Ongoing PhD projects:
PhD Student Jesper Puggaard de Oliveira Hansen
Adaptable automation driven by simulation and digital twins (MADE)
This project is supported by MADE – Manufacturing Academy Denmark and Siemens A/S.
The goal is to research the value chain from product development to operation and how to use simulation and digital twin to increase adaptability for design, planning and operation of automation solutions. The focus will be from machine builder to the end customer where innovative adaptable machine modules will be designed and integrated into adaptable production cells based at specifications from the end user.
The goal is to develop an integrated framework, where virtual models are linked to physical counterparts. In the collaboration between universities and Siemens, innovative use of the PLM and automation tools will be applied and further developed, leading to real demonstrators in the laboratory environment as well as at the case company Velux.
For further information, please contact Jesper Puggaard de Oliveira Hansen, jesperp@iti.sdu.dk or Arne Bilberg, abi@iti.sdu.dk
PhD Student
Completed PhD projects:
PhD Student Christian Petersson Nielsen
Matrix‐Structured Manufacturing Systems: From Design to Operations
August 2019 - April 2023
In recent years, the need for more flexible manufacturing systems has increased. This is caused by the consumers’ increasing demand for more individualized products at a low price point. To achieve this, the manufacturing companies must be able to produce products with a wide variety and high production volume. This requires a multitude of flexibility types, such as product flexibility, control program flexibility, material handling flexibility, and similar. One of the manufacturing system paradigms that address these types of flexibility is Matrix‐Structured Manufacturing Systems, also often denoted Matrix Production.
Matrix‐Structured Manufacturing Systems consist of reconfigurable, standardized work cells, typically scattered in a matrix pattern, with a flexible non‐linear material flow between the work cells.
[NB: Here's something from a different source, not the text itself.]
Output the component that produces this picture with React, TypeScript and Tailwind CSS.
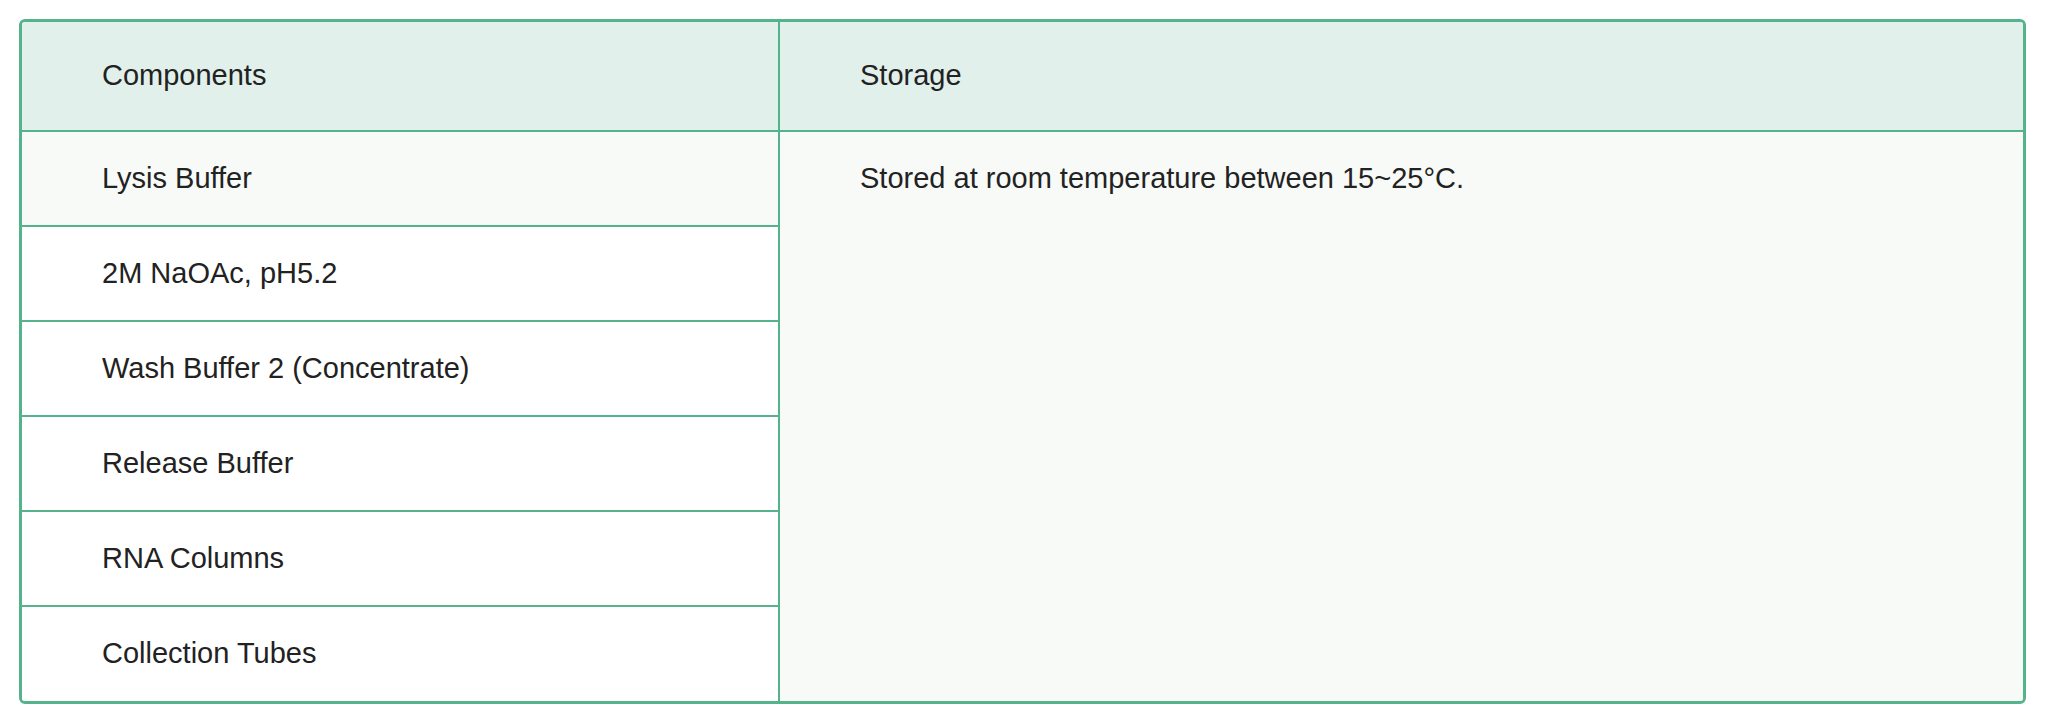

The current literature on this type of manufacturing system is primarily focused on the design of the manufacturing system and its critical components of it. This means that the current literature does not address the transition from design to operations of this manufacturing system. This research gap is addressed in the PhD thesis, which investigates:
1) How Matrix‐Structured Manufacturing Systems facilitate flexibility,
2) How to design Matrix‐Structured Manufacturing Systems, and
3) How to control Matrix‐Structured Manufacturing Systems
Based on the results from the research questions, Matrix‐Structured Manufacturing Systems are discussed in relation to a supply chain perspective. This perspective pays special attention to the resilience that is both enabled and required, when implementing this type of manufacturing system. Additionally, a sustainability perspective is discussed in connection with the supply chain perspective. Finally, Matrix‐Structured Manufacturing Systems are discussed as an enabler for new business opportunities, such as Manufacturing‐as‐a‐Service. With this foundation, a discussion and reflection on Matrix‐Structured Manufacturing Systems as a manufacturing system of the future is presented.